Lastly, Siemens said that as we participate  in digital forms, we are giving birth to ourselves or our digital identity. I found this an interesting analogy which took me back to my question: Are we really multiple selves or the same self in multiple forms? I would say the latter is true. I am still the same person, born by the same amazing mother (thanks mom) but now I am a part of a digital system. Same person, different community. What do you think?


3 Responses to “Toy sorting”

  1. I heard a few days ago a presentation where someone was criticizing Facebook as seeing identity as a mirror (that what you reflect on Facebook is you). He argued that it’s more like a diamond, much more multi-faceted. danah boyd talks about context collapse, where, on social networks, you will have so many of your worlds collide that it’s difficult to maintain an authentic self. Interesting times we live in. Thanks for your post!

  2. lmorhart Says:

    First off kudos to you for organizing the toys! I gave up on that a LONG time ago! My sanity was far more important!

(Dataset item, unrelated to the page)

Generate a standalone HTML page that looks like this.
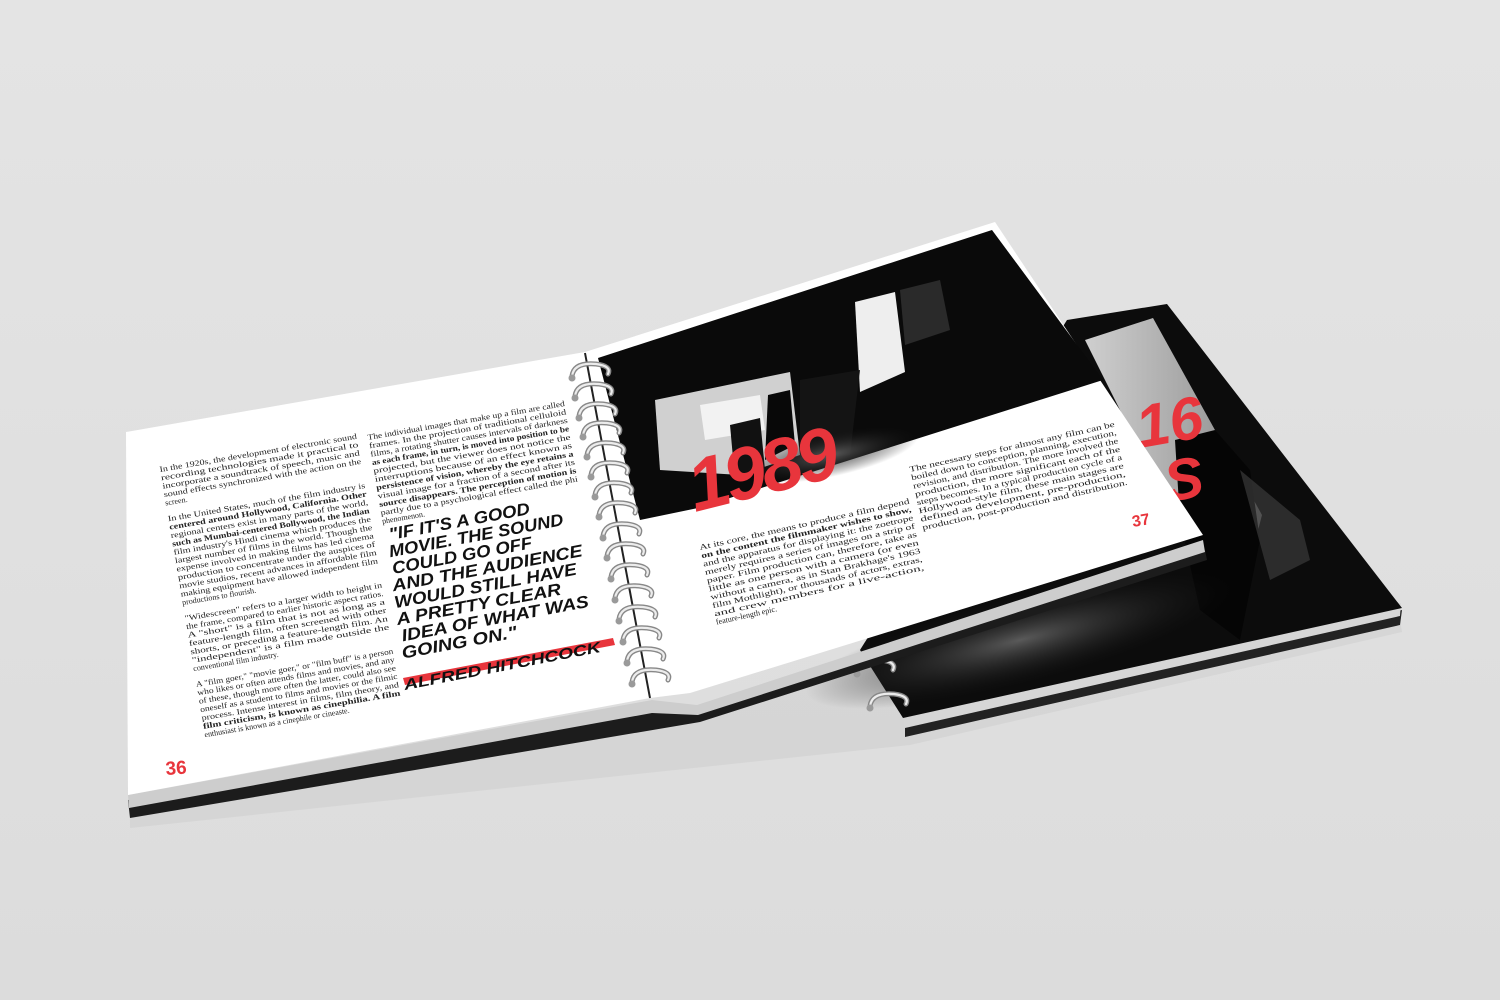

    What an interesting post! I had to read it twice because you made a lot of interesting connections that I really hadn’t thought of. I find that I do a lot of things but often don’t take the time to reflect on what I have done after…and by reflect I mean really take the time to think why I did it, what would I do next time…

    I too am still in the process of sensemaking when it comes to how to use these tools in my class. For fun, I use a lot of Web 2.0 tools but I am still trying to make sense of how I can use them for educational purposes with my students. It is a journey and for some it is quick and others it is slow but if we can all get there in the end then it was worth it!

    I believe we are the same self in multiple forms…I think of it this way; Do I talk the same with my friends as I do with my colleagues or students? No. I think we can take on many forms and one of these “forms” is our digital identity.

  3. Sense-making and way-finding are not locked into the digital world. That’s what living is all about – or perhaps should be.

    I tend not to look at self as fragmented (unless broken, as there are broken selves) but rather multi-faceted. Ditto the world. That makes us and everything around us awe-some; there is much to discover and fill us with awe. And that sense of awe, comes in a moment of feeling that things are making sense and knowing where we are (finding our way).

    But, it’s all a journey isn’t it? We don’t stop. It’s an interative cycle of ambiguity to certainty and all over again. In this journey, we grow and “polish” some of the facets of our selves. That is learning. That is living.

    The other beauty too is that we bump into people in this journey; paths cross sometimes multiple times.

    I consider categorising and filtering as ‘box-ing’ because they help us to focus – giving us a chance to make sense, find our way, grow, polish, learn. The problem is sometimes we forget to take the ‘boxes’ out or when the ‘box’ is too small. In terms of self, it’s when we forget there are more facets than what is readily seen.

    I could go on but I’m hoping you already get what I’m trying to say. I’ll finish with the question – how will this affect your teaching, parenting and socialising both in the real and digital worlds?